Direction: In the listing below, locate the line with "Emit a component" and the line with "import React from", then output both and everything between them exactly, minus any pictures.
-- START Data --
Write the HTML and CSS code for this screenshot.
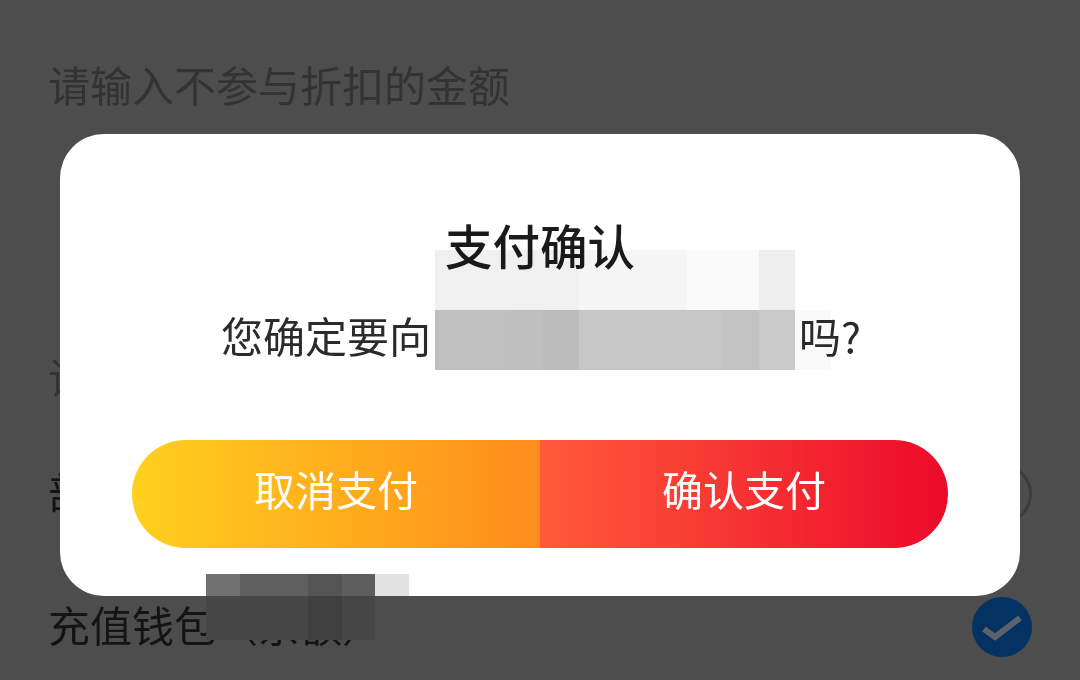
FILE: index.html
```html
<!DOCTYPE html>
<html lang="zh-CN">
<head>
<meta charset="utf-8">
<title>支付确认</title>
<link rel="stylesheet" href="styles.css">
</head>
<body>
<main class="page">
  <section class="amount-section">
    <div class="placeholder">请输入不参与折扣的金额</div>
  </section>
  <section class="pay-section">
    <div class="pay-heading">请选择支付方式</div>
    <div class="pay-row">
      <span class="pay-label">部分支付</span>
      <span class="radio"></span>
    </div>
    <div class="pay-row pay-row-last">
      <span class="pay-label">充值钱包（余额）</span>
      <span class="radio radio-on">
        <svg viewBox="0 0 60 60" width="60" height="60"><path d="M12 32L23 40L48 21" fill="none" stroke="#5c6269" stroke-width="6"/></svg>
      </span>
    </div>
  </section>
</main>
<div class="overlay">
  <div class="dialog">
    <h1 class="dialog-title">支付确认</h1>
    <p class="dialog-text">您确定要向<span class="hidden-name"></span>吗?</p>
    <div class="dialog-actions">
      <button class="action action-cancel">取消支付</button>
      <button class="action action-confirm">确认支付</button>
    </div>
  </div>
</div>
<div class="mosaic mosaic-name"></div>
<div class="mosaic mosaic-wallet"></div>
</body>
</html>
```
FILE: styles.css
```css
* { box-sizing: border-box; }
html, body { margin: 0; height: 100%; }
body {
  position: relative;
  width: 1080px;
  height: 680px;
  overflow: hidden;
  background: #4d4d4d;
  font-family: "Noto Sans CJK SC", "Noto Sans", sans-serif;
}
.page { padding-left: 48px; padding-right: 48px; }
.amount-section { height: 306px; padding-top: 55px; }
.placeholder { font-size: 42px; line-height: 58px; color: #333; }
.pay-section { height: 374px; padding-top: 42px; }
.pay-heading { font-size: 42px; line-height: 56px; color: #333; }
.pay-row { display: flex; justify-content: space-between; align-items: center; height: 60px; margin-top: 60px; }
.pay-row-last { margin-top: 73px; }
.pay-label { font-size: 42px; line-height: 56px; padding-bottom: 6px; color: #141414; }
.radio { width: 60px; height: 60px; border-radius: 50%; border: 3px solid #3c3c3c; display: block; }
.radio-on { border: 0; background: #033263; }
.radio-on svg { display: block; }

.overlay { position: absolute; inset: 0; padding: 134px 60px 0; }
.dialog { width: 960px; height: 462px; background: #fff; border-radius: 44px; padding: 76px 72px 0; }
.dialog-title { margin: 0; text-align: center; font-size: 47.500px; line-height: 70px; font-weight: 500; color: #1a1a1a; }
.dialog-text { margin: 25px 0 0; padding-left: 2px; text-align: center; font-size: 42px; line-height: 60px; color: #2b2b2b; white-space: nowrap; }
.hidden-name { display: inline-block; width: 368px; height: 10px; }
.dialog-actions { display: flex; margin-top: 75px; height: 108px; border-radius: 54px; overflow: hidden; }
.action { flex: 1; border: 0; padding: 0 0 12px; font: inherit; font-size: 41px; color: #fff; }
.action-cancel { background: linear-gradient(90deg, #ffd01e, #ff8c1b); }
.action-confirm { background: linear-gradient(90deg, #ff5a3a, #ec0a2a); }

.mosaic { position: absolute; }
.mosaic-name {
  left: 435px; top: 250px; width: 396px; height: 120px;
  mix-blend-mode: multiply;
  background:
    linear-gradient(90deg, #c0c0c0 0 72px, #bfbfbf 72px 108px, #bcbcbc 108px 144px, #c6c6c6 144px 288px, #c3c3c3 288px 324px, #c9c9c9 324px 360px, #f9f9f9 360px 396px) 0 60px / 100% 60px no-repeat,
    linear-gradient(90deg, #f0f0f0 0 144px, #f5f5f5 144px 252px, #fafafa 252px 324px, #eeeeee 324px 360px, #fff 360px) 0 0 / 100% 60px no-repeat;
}
.mosaic-wallet {
  left: 206px; top: 574px; width: 203px; height: 66px;
  background:
    linear-gradient(90deg, #717171 0 34px, #5f5f5f 34px 102px, #545454 102px 136px, #5e5e5e 136px 169px, #e2e2e2 169px 203px) 0 0 / 100% 22px no-repeat,
    linear-gradient(90deg, #464646 0 102px, #3f3f3f 102px 136px, #464646 136px 169px, transparent 169px) 0 22px / 100% 44px no-repeat;
}
```
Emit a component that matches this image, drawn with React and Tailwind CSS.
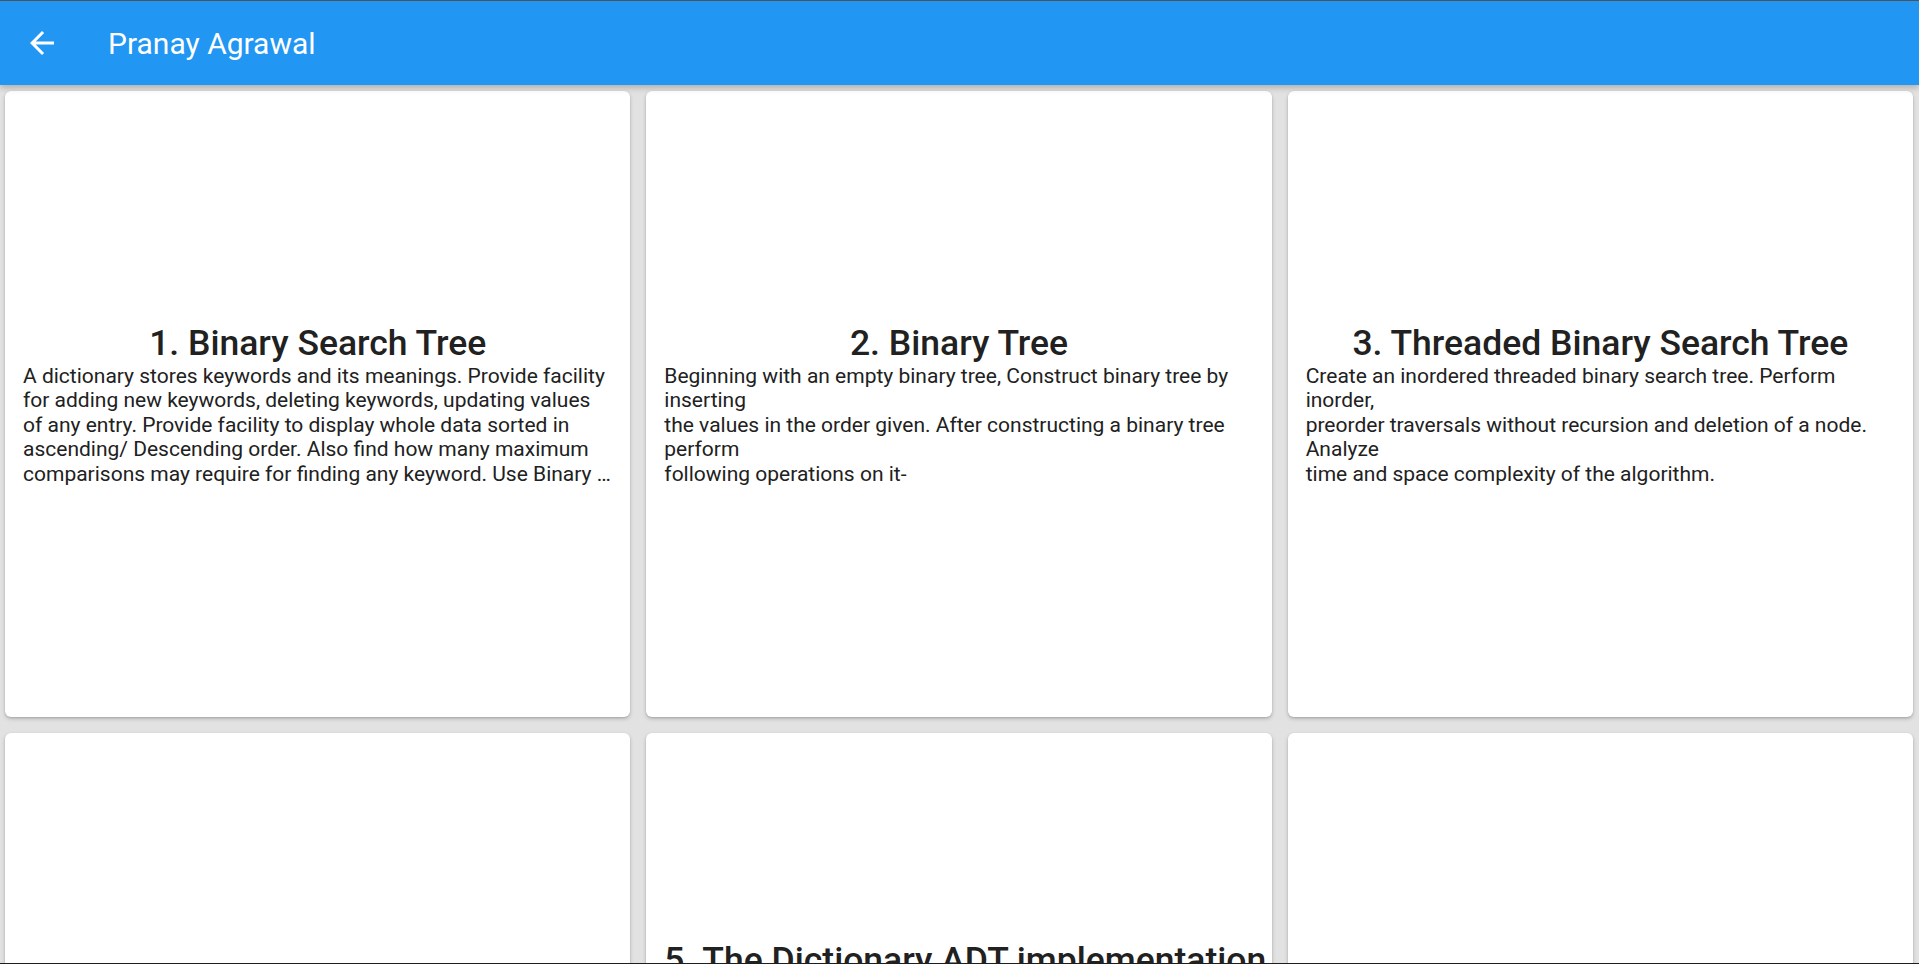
import React from "react";

const cards = [
  {
    title: "1. Binary Search Tree",
    lines: [
      "A dictionary stores keywords and its meanings. Provide facility",
      "for adding new keywords, deleting keywords, updating values",
      "of any entry. Provide facility to display whole data sorted in",
      "ascending/ Descending order. Also find how many maximum",
      "comparisons may require for finding any keyword. Use Binary \u2026",
    ],
  },
  {
    title: "2. Binary Tree",
    lines: [
      "Beginning with an empty binary tree, Construct binary tree by",
      "inserting",
      "the values in the order given. After constructing a binary tree",
      "perform",
      "following operations on it-",
    ],
  },
  {
    title: "3. Threaded Binary Search Tree",
    lines: [
      "Create an inordered threaded binary search tree. Perform",
      "inorder,",
      "preorder traversals without recursion and deletion of a node.",
      "Analyze",
      "time and space complexity of the algorithm.",
    ],
  },
  {
    title: "4. Graph Representation",
    lines: [
      "Represent a given graph using adjacency matrix/list to perform",
      "DFS and using adjacency list to perform BFS. Use the map of",
      "the area around the college as the graph.",
    ],
  },
  {
    title: "5. The Dictionary ADT implementation",
    lines: [
      "Implement all the functions of a dictionary (ADT) using",
      "hashing and handle collisions using chaining with / without",
      "replacement.",
      "Data: Set of (key, value) pairs, Keys are mapped to values,",
      "Keys must be comparable, Keys must be unique.",
      "Standard Operations: Insert(key, value), Find(key),",
      "Delete(key)",
    ],
  },
  {
    title: "6. Minimum Spanning Tree",
    lines: [
      "There are flight paths between cities. If there is a flight",
      "between city A and city B then there is an edge between the",
      "cities. Find the cost of connecting all the cities.",
      "Use Prim's or Kruskal's algorithm.",
    ],
  },
];

function ArrowBack() {
  return (
    <svg viewBox="0 0 24 24" width="36" height="36" fill="#ffffff">
      <path d="M20 11H7.83l5.59-5.59L12 4l-8 8 8 8 1.41-1.41L7.83 13H20v-2z" />
    </svg>
  );
}

export default function App() {
  return (
    <div className="h-screen w-full overflow-hidden flex flex-col bg-[#e2e2e2] border-t border-t-[#4f5256] border-b border-b-[#1e1e1e] font-['Roboto','Noto_Sans',sans-serif]">
      <header className="h-[84px] shrink-0 bg-[#2196F3] flex items-center relative z-10 shadow-[0_3px_6px_rgba(0,0,0,0.22)]">
        <button className="ml-6 w-9 h-9 flex items-center justify-center">
          <ArrowBack />
        </button>
        <span className="ml-12 pt-[2px] text-white text-[30px] font-normal leading-none">
          Pranay Agrawal
        </span>
      </header>
      <main className="flex-1 overflow-hidden pt-[6px] pl-[5px] pr-[6px] grid grid-cols-3 gap-4 content-start">
        {cards.map((c, i) => (
          <div
            key={i}
            className="h-[626px] bg-white rounded-[6px] shadow-[0_2px_4px_rgba(0,0,0,0.18),0_1px_2px_rgba(0,0,0,0.12)] flex flex-col justify-center px-[18px] overflow-hidden"
          >
            <div className="text-center text-[35.5px] leading-[42px] font-medium text-[#212121] whitespace-nowrap">
              {c.title}
            </div>
            <div className="text-[21px] leading-[24.5px] text-[#212121] whitespace-pre">
              {c.lines.join("\n")}
            </div>
          </div>
        ))}
      </main>
    </div>
  );
}
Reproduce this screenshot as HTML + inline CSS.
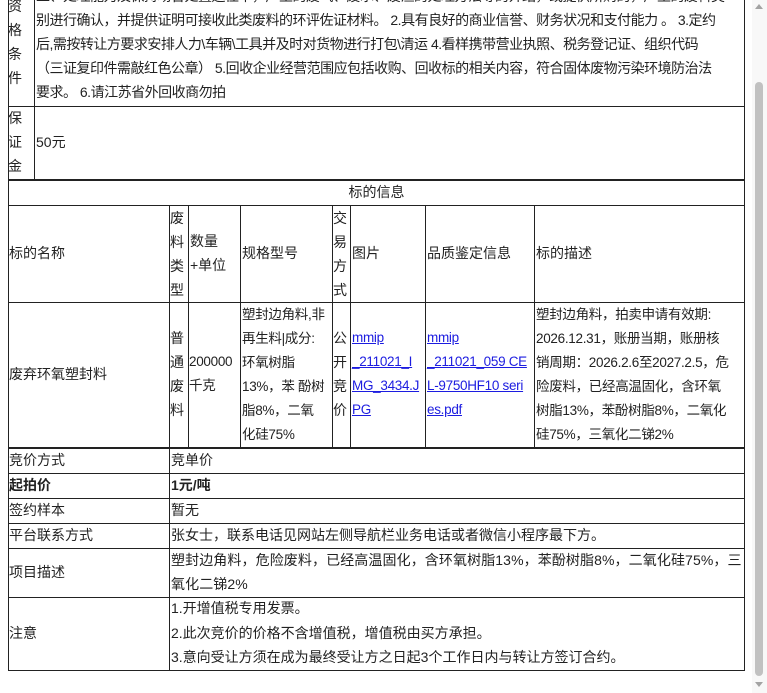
<!DOCTYPE html>
<html><head><meta charset="utf-8"><style>
*{margin:0;padding:0;box-sizing:border-box}
body{width:767px;height:693px;overflow:hidden;background:#fff;position:relative;font-family:"Liberation Sans","Noto Sans CJK SC",sans-serif;font-size:14px;color:#222}
.h{position:absolute;height:1px;background:#222}
.v{position:absolute;width:1px;background:#222}
.t{position:absolute;line-height:24px;white-space:nowrap}
.w{position:absolute;line-height:24px;white-space:nowrap}
a{text-decoration:underline;color:#1c1ce0}
.n{font-size:13.5px;letter-spacing:-0.3px}
</style></head><body>
<div class="v" style="left:8px;top:0;height:671px"></div>
<div class="v" style="left:744px;top:0;height:671px"></div>
<div class="v" style="left:34px;top:0;height:180px"></div>
<div class="h" style="left:8px;top:106px;width:737px"></div>
<div class="h" style="left:8px;top:179px;width:737px;height:2px"></div>
<div class="w" style="left:8px;top:-6px;width:20px">资<br>格<br>条<br>件</div>
<div class="w" style="left:36px;top:-16px;width:708px;overflow:hidden;letter-spacing:-0.5px">工、处理能力及保持场合处置运往中，产生的废气、废水、废渣的处理方法等的介绍，或提供所购的，产生的废料类<br>别进行确认，并提供证明可接收此类废料的环评佐证材料。 2.具有良好的商业信誉、财务状况和支付能力 。 3.定约<br>后,需按转让方要求安排人力\车辆\工具并及时对货物进行打包\清运 4.看样携带营业执照、税务登记证、组织代码<br>（三证复印件需敲红色公章） 5.回收企业经营范围应包括收购、回收标的相关内容，符合固体废物污染环境防治法<br>要求。 6.请江苏省外回收商勿拍</div>
<div class="w" style="left:8px;top:106px;width:20px">保<br>证<br>金</div>
<div class="t" style="left:36px;top:130px">50元</div>
<div class="t" style="left:8px;top:180px;width:737px;text-align:center">标的信息</div>
<div class="h" style="left:8px;top:205px;width:737px"></div>
<div class="h" style="left:8px;top:302px;width:737px"></div>
<div class="h" style="left:8px;top:447px;width:737px;height:2px"></div>
<div class="v" style="left:169px;top:205px;height:466px"></div>
<div class="v" style="left:188px;top:205px;height:243px"></div>
<div class="v" style="left:240px;top:205px;height:243px"></div>
<div class="v" style="left:332px;top:205px;height:243px"></div>
<div class="v" style="left:350px;top:205px;height:243px"></div>
<div class="v" style="left:425px;top:205px;height:243px"></div>
<div class="v" style="left:534px;top:205px;height:243px"></div>
<div class="t" style="left:9px;top:241px">标的名称</div>
<div class="w" style="left:170px;top:206px;width:16px">废<br>料<br>类<br>型</div>
<div class="w" style="left:190px;top:229px">数量<br>+单位</div>
<div class="t" style="left:242px;top:241px">规格型号</div>
<div class="w" style="left:333px;top:206px;width:16px">交<br>易<br>方<br>式</div>
<div class="t" style="left:352px;top:241px">图片</div>
<div class="t" style="left:427px;top:241px">品质鉴定信息</div>
<div class="t" style="left:536px;top:241px">标的描述</div>
<div class="t" style="left:9px;top:362px">废弃环氧塑封料</div>
<div class="w" style="left:170px;top:326px">普<br>通<br>废<br>料</div>
<div class="w n" style="left:189px;top:350px">200000<br>千克</div>
<div class="w n" style="left:242px;top:303px">塑封边角料,非<br>再生料|成分:<br>环氧树脂<br>13%，苯 酚树<br>脂8%，二氧<br>化硅75%</div>
<div class="w" style="left:333px;top:326px">公<br>开<br>竞<br>价</div>
<div class="w n" style="left:352px;top:326px"><a>mmip<br>_211021_I<br>MG_3434.J<br>PG</a></div>
<div class="w n" style="left:427px;top:326px"><a>mmip<br>_211021_059 CE<br>L-9750HF10 seri<br>es.pdf</a></div>
<div class="w n" style="left:536px;top:303px">塑封边角料，拍卖申请有效期:<br>2026.12.31，账册当期，账册核<br>销周期：2026.2.6至2027.2.5，危<br>险废料，已经高温固化，含环氧<br>树脂13%，苯酚树脂8%，二氧化<br>硅75%，三氧化二锑2%</div>
<div class="h" style="left:8px;top:473px;width:737px"></div>
<div class="h" style="left:8px;top:498px;width:737px"></div>
<div class="h" style="left:8px;top:523px;width:737px"></div>
<div class="h" style="left:8px;top:548px;width:737px"></div>
<div class="h" style="left:8px;top:597px;width:737px"></div>
<div class="h" style="left:8px;top:670px;width:737px"></div>
<div class="t" style="left:9px;top:448px">竞价方式</div><div class="t" style="left:171px;top:448px">竞单价</div>
<div class="t" style="left:9px;top:473px;font-weight:bold">起拍价</div><div class="t" style="left:171px;top:473px;font-weight:bold">1元/吨</div>
<div class="t" style="left:9px;top:498px">签约样本</div><div class="t" style="left:171px;top:498px">暂无</div>
<div class="t" style="left:9px;top:523px">平台联系方式</div><div class="t" style="left:171px;top:523px">张女士，联系电话见网站左侧导航栏业务电话或者微信小程序最下方。</div>
<div class="t" style="left:9px;top:560px">项目描述</div>
<div class="w" style="left:171px;top:548px;letter-spacing:0.1px">塑封边角料，危险废料，已经高温固化，含环氧树脂13%，苯酚树脂8%，二氧化硅75%，三<br>氧化二锑2%</div>
<div class="t" style="left:9px;top:621px">注意</div>
<div class="w" style="left:171px;top:596px;line-height:24.5px">1.开增值税专用发票。<br>2.此次竞价的价格不含增值税，增值税由买方承担。<br>3.意向受让方须在成为最终受让方之日起3个工作日内与转让方签订合约。</div>
<div style="position:absolute;left:752px;top:0;width:15px;height:693px;background:#f8f8f8"></div>
<div style="position:absolute;left:755px;top:82px;width:8px;height:594px;background:#c1c1c1;border-radius:4px"></div>
<div style="position:absolute;left:755px;top:4px;width:0;height:0;border-left:4px solid transparent;border-right:4px solid transparent;border-bottom:5px solid #a3a3a3"></div>
<div style="position:absolute;left:755px;top:682px;width:0;height:0;border-left:4px solid transparent;border-right:4px solid transparent;border-top:5px solid #a3a3a3"></div>
</body></html>
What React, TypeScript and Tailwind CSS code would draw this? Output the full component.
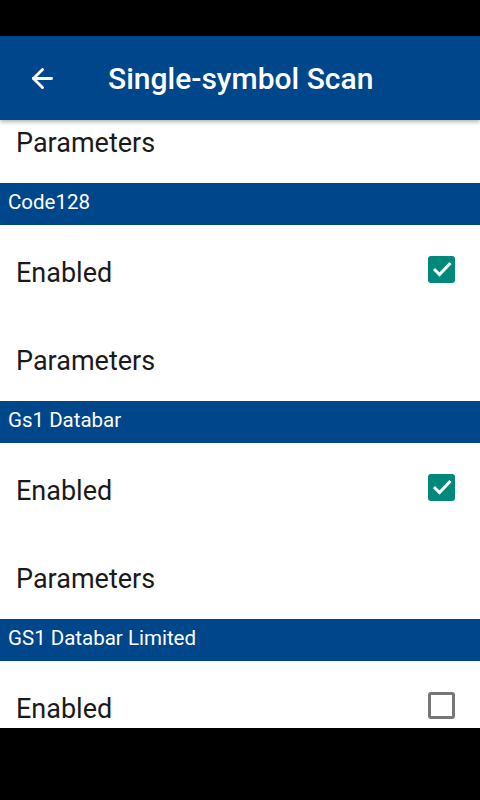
-- END Data --
Result for this task:
Emit a component that matches this image, drawn with React and Tailwind CSS.
import React from "react";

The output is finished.